Improving Prediction, Recommendation, and Classification using User-generated Content and Relationships

Open Access
Author:
Chang, Hau-wen
Graduate Program:
Computer Science and Engineering
Degree:
Doctor of Philosophy
Document Type:
Dissertation
Date of Defense:
December 02, 2014
Committee Members:
  • Dongwon Lee, Dissertation Advisor
  • Wang Chien Lee, Committee Chair
  • Kamesh Madduri, Committee Member
  • Dinghao Wu, Committee Member
Keywords:
  • data mining
  • location estimation
  • recommender system
  • keyword recommendation
  • text minging
Abstract:
In the dominance of social networks era, vast information is created and shared across the world each day. The uniqueness and the prevalence of these user-generated content present both challenges and opportunities. In this thesis, in particular, we study several tasks on mining the user-generated content with regard to textual content and link-based content. First, we study the home location estimation for Twitter users from their shared textual content. We employ Gaussian Mixture Model to compensate the drawback in the Maximum Likelihood Estimation. We propose two unsupervised feature selection methods based on the notions of Non-Localness and Geometric-Localness to prune noisy data in the content. Second, we study the item recommendation problem with a broader view of a social network system. By taking various relationships into consideration, the data sparseness problem common in recommendation tasks are alleviated. Based on the same characteristics principle, we propose a matrix co-factorization framework with a shared latent space to optimize the recommendation collectively.

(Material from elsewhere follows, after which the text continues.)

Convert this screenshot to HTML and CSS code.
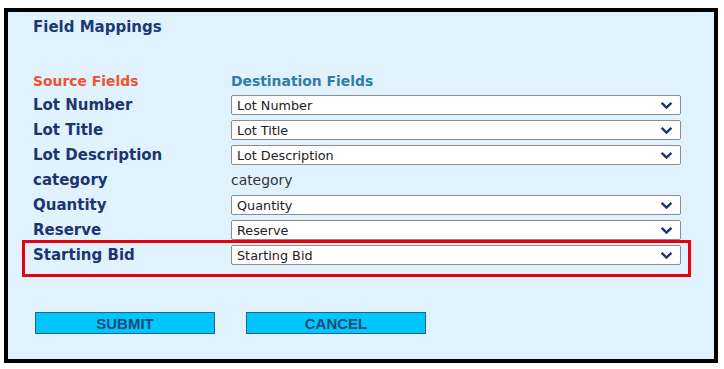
FILE: index.html
```html
<!DOCTYPE html>
<html lang="en">
<head>
  <meta charset="UTF-8">
  <meta name="viewport" content="width=device-width, initial-scale=1.0">
  <title>Field Mappings</title>
  <link rel="stylesheet" href="styles.css">
</head>
<body>
  <div id="panel">
    <h1>Field Mappings</h1>

    <div class="row head">
      <span class="source">Source Fields</span>
      <span class="dest">Destination Fields</span>
    </div>

    <div id="mappings">
      <div class="row">
        <label>Lot Number</label>
        <div class="pick"><span>Lot Number</span><svg viewBox="0 0 12 8"><path d="M1.5 1.5 6 6l4.5-4.5"/></svg></div>
      </div>
      <div class="row">
        <label>Lot Title</label>
        <div class="pick"><span>Lot Title</span><svg viewBox="0 0 12 8"><path d="M1.5 1.5 6 6l4.5-4.5"/></svg></div>
      </div>
      <div class="row">
        <label>Lot Description</label>
        <div class="pick"><span>Lot Description</span><svg viewBox="0 0 12 8"><path d="M1.5 1.5 6 6l4.5-4.5"/></svg></div>
      </div>
      <div class="row">
        <label>category</label>
        <div class="fixed">category</div>
      </div>
      <div class="row">
        <label>Quantity</label>
        <div class="pick"><span>Quantity</span><svg viewBox="0 0 12 8"><path d="M1.5 1.5 6 6l4.5-4.5"/></svg></div>
      </div>
      <div class="row">
        <label>Reserve</label>
        <div class="pick"><span>Reserve</span><svg viewBox="0 0 12 8"><path d="M1.5 1.5 6 6l4.5-4.5"/></svg></div>
      </div>
      <div class="row highlight">
        <label>Starting Bid</label>
        <div class="pick"><span>Starting Bid</span><svg viewBox="0 0 12 8"><path d="M1.5 1.5 6 6l4.5-4.5"/></svg></div>
      </div>
    </div>

    <div id="actions">
      <button type="button">SUBMIT</button>
      <button type="button">CANCEL</button>
    </div>
  </div>
</body>
</html>
```

FILE: styles.css
```css
*{
  margin: 0;
  padding: 0;
  box-sizing: border-box;
}
body {
  font-family: "DejaVu Sans", Verdana, sans-serif;
  background: #ffffff;
}

#panel {
  width: 714px;
  height: 355px;
  margin: 8px 0 0 4px;
  border: 4px solid #000;
  background-color: #dff2fd;
  padding: 6px 33px 0 25px;
}

h1 {
  font-size: 15px;
  font-weight: bold;
  color: #1e3874;
  line-height: 18px;
}

.row {
  display: flex;
  align-items: center;
}

.row label,
.row .source {
  width: 198px;
  flex: none;
}

.head {
  margin-top: 35px;
  height: 20px;
  font-size: 13.9px;
  font-weight: bold;
}
.source {
  color: #f0532e;
}
.dest {
  color: #2f7ca6;
}

#mappings {
  display: flex;
  flex-direction: column;
  gap: 5px;
  margin-top: 4px;
}

.row label {
  font-size: 15px;
  font-weight: bold;
  color: #1d3470;
}

.pick {
  flex: 1;
  height: 20px;
  background: #fff;
  border: 1px solid #8d8d8d;
  border-radius: 2px;
  display: flex;
  align-items: center;
  justify-content: space-between;
  padding: 0 7px 0 5px;
  font-size: 12.8px;
  color: #222;
}
.pick svg {
  width: 13px;
  height: 9px;
  fill: none;
  stroke: #1d3470;
  stroke-width: 2.2;
}

.fixed {
  font-size: 13.9px;
  color: #333;
  height: 20px;
  line-height: 20px;
}

.highlight {
  border: 3px solid #e8000c;
  margin: -5px -10px 0 -11px;
  padding: 2px 7px 9px 8px;
  align-items: flex-start;
}
.highlight label {
  line-height: 20px;
}

#actions {
  margin-top: 35px;
  padding-left: 2px;
  display: flex;
  gap: 31px;
}
#actions button {
  width: 180px;
  height: 22px;
  background-color: #00c6fb;
  border: 1px solid #2d5e8e;
  font-family: "Liberation Sans", Arial, sans-serif;
  font-weight: bold;
  font-size: 15px;
  color: #1b4b78;
}
```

Several algorithms are proposed under the framework to exploit intricate relationships in a social network system. Finally, we investigate the effectiveness of classification with the imperfect textual content extracted from videos, where often very limited information is available. Through means of automatic recognition techniques, some link-based content is enriched with a trade-off of incorrectness. We also propose a heuristics-based method to extract n-gram keyphrases from noisy textual content by taking the importance of sub-term keywords into consideration.